Congrats with postscript

  • Editorial Board

    The Jakarta Post

Jakarta   /   Wed, May 29, 2019   /   09:07 am
Congrats with postscript Five more years: President-elect Joko “Jokowi” Widodo is accompanied by running mate Ma’ruf Amin as he delivers a victory speech to residents of Johar Baru in Central Jakarta. (JP/Seto Wardhana )

A week after the General Elections Commission (KPU) confirmed his reelection through the official vote count, incumbent President Joko “Jokowi” Widodo received an extra boost in confidence from the stream of congratulatory messages from world leaders near and far.

The widespread recognition of “the world’s most complicated election” by superpowers and allies of all shades could not have come at a better moment, as the nation nurses its wounds from the hundreds of election officials who perished in the line of duty and postelection rallies that briefly descended into violence last week.

From the United States and China, ASEAN neighbors and key partners in the Indo-Pacific order, to the leaders of the European Union, the Arab League and the D8 Group of Developing Countries, these messages came at a critical time for Jokowi, as the rival camp of Prabowo Subianto-Sandiaga Uno seeks to delegitimize the election results through last-resort measures.

Prabowo and company are accusing the elections commission of “structured, systematic and massive” fraud — almost a play-by-play of his previous challenge of the 2014 election results — but the massive gap of 17 million voters between the winning and losing camps will likely play heavily into the Constitutional Court’s final ruling, which is to be delivered on June 28.

Some — if not most — world leaders remained prudent in congratulating Jokowi when the results of exit polls first came out last month, but now the floodgates have opened and with them an outpouring of support from governments that likely have made meticulous prior assessments on the probability of a surprise upset from the losing side.

What was otherwise considered common courtesy for government leaders to congratulate a fellow statesman took on another meaning, one that numerous independent election observers from abroad have already surmised: that the 2019 presidential election, conducted in a relatively free, fair and peaceful manner, is now officially over.

In all fairness, most leaders focused their messages less on Jokowi’s convincing win and more on Indonesia’s successful handling of one of the biggest exercises in democracy.

Indian Prime Minister Narendra Modi, himself coming off a successful reelection bid, said the two countries should “take collective pride in a successful celebration of democracy”, while United States President Donald Trump said Indonesia was setting an example for having administered concurrent presidential and legislative elections with a voter turnout of a record 80 percent.
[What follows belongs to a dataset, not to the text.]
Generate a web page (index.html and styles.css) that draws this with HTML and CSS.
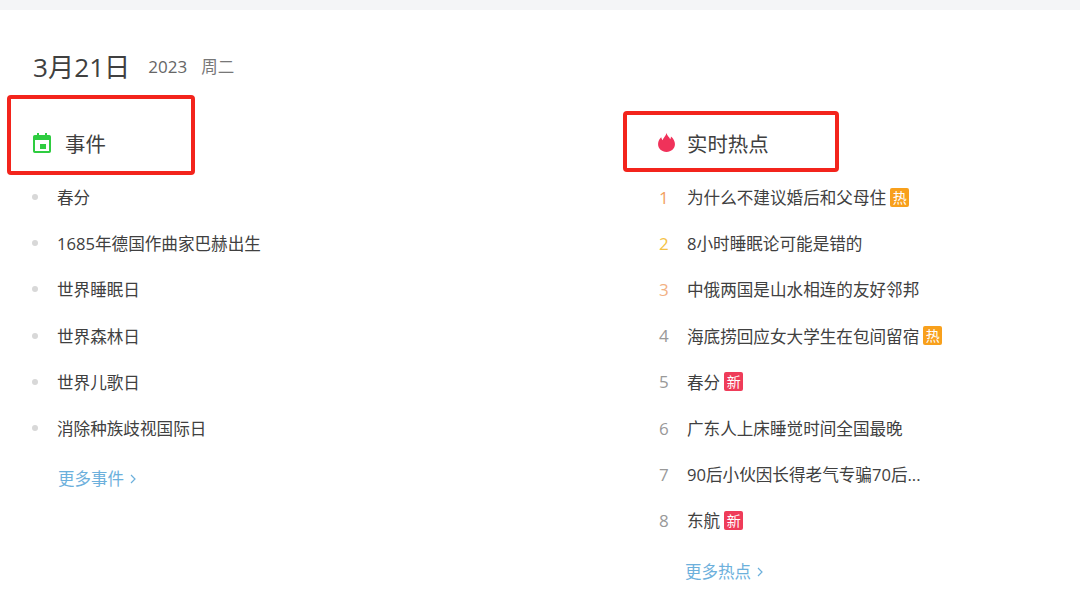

Other leaders called Jokowi’s election victory “strong” and “convincing”, and expressed “satisfaction” and “strong hope” for their continued partnership with Indonesia under his rule.

The legal challenge at the Constitutional Court will continue in due course, and it will be up to a panel of competent justices to decide on the final outcome, but in the eyes of many governments around the world, the jury is already out and the case already closed.

It is best for all sides now to put their differences behind them so that Indonesia will continue to be kept in high regard from shore to shore.